Source excerpt:
::::

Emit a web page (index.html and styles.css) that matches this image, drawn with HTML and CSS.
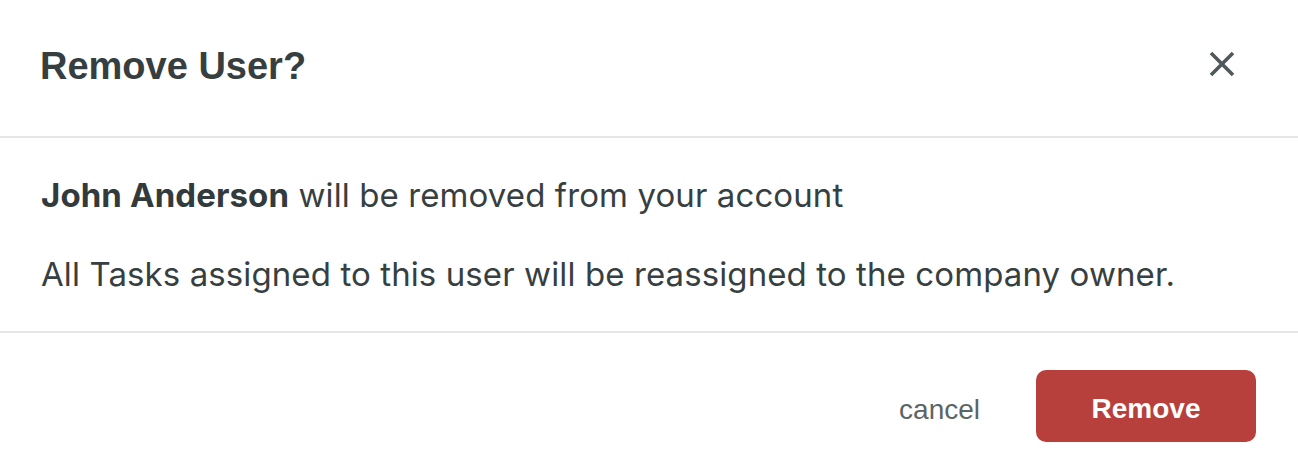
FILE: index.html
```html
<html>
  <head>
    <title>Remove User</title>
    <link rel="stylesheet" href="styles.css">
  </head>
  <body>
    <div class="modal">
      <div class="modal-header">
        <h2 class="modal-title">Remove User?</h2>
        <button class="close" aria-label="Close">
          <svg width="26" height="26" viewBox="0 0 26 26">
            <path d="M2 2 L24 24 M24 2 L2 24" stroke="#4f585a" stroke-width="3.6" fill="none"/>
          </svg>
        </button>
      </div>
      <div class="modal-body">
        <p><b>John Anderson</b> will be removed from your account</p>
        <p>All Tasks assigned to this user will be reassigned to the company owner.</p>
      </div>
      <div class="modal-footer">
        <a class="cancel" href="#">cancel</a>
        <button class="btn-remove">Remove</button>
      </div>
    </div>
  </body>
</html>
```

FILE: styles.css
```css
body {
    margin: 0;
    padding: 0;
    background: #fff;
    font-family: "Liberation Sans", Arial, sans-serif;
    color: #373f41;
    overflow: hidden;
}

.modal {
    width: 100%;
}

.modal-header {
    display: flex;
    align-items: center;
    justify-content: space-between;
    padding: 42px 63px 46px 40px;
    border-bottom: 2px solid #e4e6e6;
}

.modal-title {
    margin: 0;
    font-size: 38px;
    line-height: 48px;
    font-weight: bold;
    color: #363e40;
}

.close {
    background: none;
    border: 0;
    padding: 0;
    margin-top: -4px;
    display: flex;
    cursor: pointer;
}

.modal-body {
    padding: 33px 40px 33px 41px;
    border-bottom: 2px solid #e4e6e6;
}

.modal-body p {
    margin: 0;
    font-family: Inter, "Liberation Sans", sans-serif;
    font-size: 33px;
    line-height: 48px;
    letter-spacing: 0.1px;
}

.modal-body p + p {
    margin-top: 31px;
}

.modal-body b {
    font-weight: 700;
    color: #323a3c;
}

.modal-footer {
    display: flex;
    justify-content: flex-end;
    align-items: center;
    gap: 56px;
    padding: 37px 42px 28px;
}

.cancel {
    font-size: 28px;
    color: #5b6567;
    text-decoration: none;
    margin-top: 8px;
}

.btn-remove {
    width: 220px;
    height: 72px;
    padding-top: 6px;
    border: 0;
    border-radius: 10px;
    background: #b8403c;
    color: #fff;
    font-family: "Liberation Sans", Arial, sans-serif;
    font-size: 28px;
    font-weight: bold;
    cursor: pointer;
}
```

::::

Strip out the pictures and quote the remaining data word for word.

Emit a web page (index.html and styles.css) that matches this image, drawn with HTML and CSS.
FILE: index.html
```html
<html>
  <head>
    <title>Remove User</title>
    <link rel="stylesheet" href="styles.css">
  </head>
  <body>
    <div class="modal">
      <div class="modal-header">
        <h2 class="modal-title">Remove User?</h2>
        <button class="close" aria-label="Close">
          <svg width="26" height="26" viewBox="0 0 26 26">
            <path d="M2 2 L24 24 M24 2 L2 24" stroke="#4f585a" stroke-width="3.6" fill="none"/>
          </svg>
        </button>
      </div>
      <div class="modal-body">
        <p><b>John Anderson</b> will be removed from your account</p>
        <p>All Tasks assigned to this user will be reassigned to the company owner.</p>
      </div>
      <div class="modal-footer">
        <a class="cancel" href="#">cancel</a>
        <button class="btn-remove">Remove</button>
      </div>
    </div>
  </body>
</html>
```

FILE: styles.css
```css
body {
    margin: 0;
    padding: 0;
    background: #fff;
    font-family: "Liberation Sans", Arial, sans-serif;
    color: #373f41;
    overflow: hidden;
}

.modal {
    width: 100%;
}

.modal-header {
    display: flex;
    align-items: center;
    justify-content: space-between;
    padding: 42px 63px 46px 40px;
    border-bottom: 2px solid #e4e6e6;
}

.modal-title {
    margin: 0;
    font-size: 38px;
    line-height: 48px;
    font-weight: bold;
    color: #363e40;
}

.close {
    background: none;
    border: 0;
    padding: 0;
    margin-top: -4px;
    display: flex;
    cursor: pointer;
}

.modal-body {
    padding: 33px 40px 33px 41px;
    border-bottom: 2px solid #e4e6e6;
}

.modal-body p {
    margin: 0;
    font-family: Inter, "Liberation Sans", sans-serif;
    font-size: 33px;
    line-height: 48px;
    letter-spacing: 0.1px;
}

.modal-body p + p {
    margin-top: 31px;
}

.modal-body b {
    font-weight: 700;
    color: #323a3c;
}

.modal-footer {
    display: flex;
    justify-content: flex-end;
    align-items: center;
    gap: 56px;
    padding: 37px 42px 28px;
}

.cancel {
    font-size: 28px;
    color: #5b6567;
    text-decoration: none;
    margin-top: 8px;
}

.btn-remove {
    width: 220px;
    height: 72px;
    padding-top: 6px;
    border: 0;
    border-radius: 10px;
    background: #b8403c;
    color: #fff;
    font-family: "Liberation Sans", Arial, sans-serif;
    font-size: 28px;
    font-weight: bold;
    cursor: pointer;
}
```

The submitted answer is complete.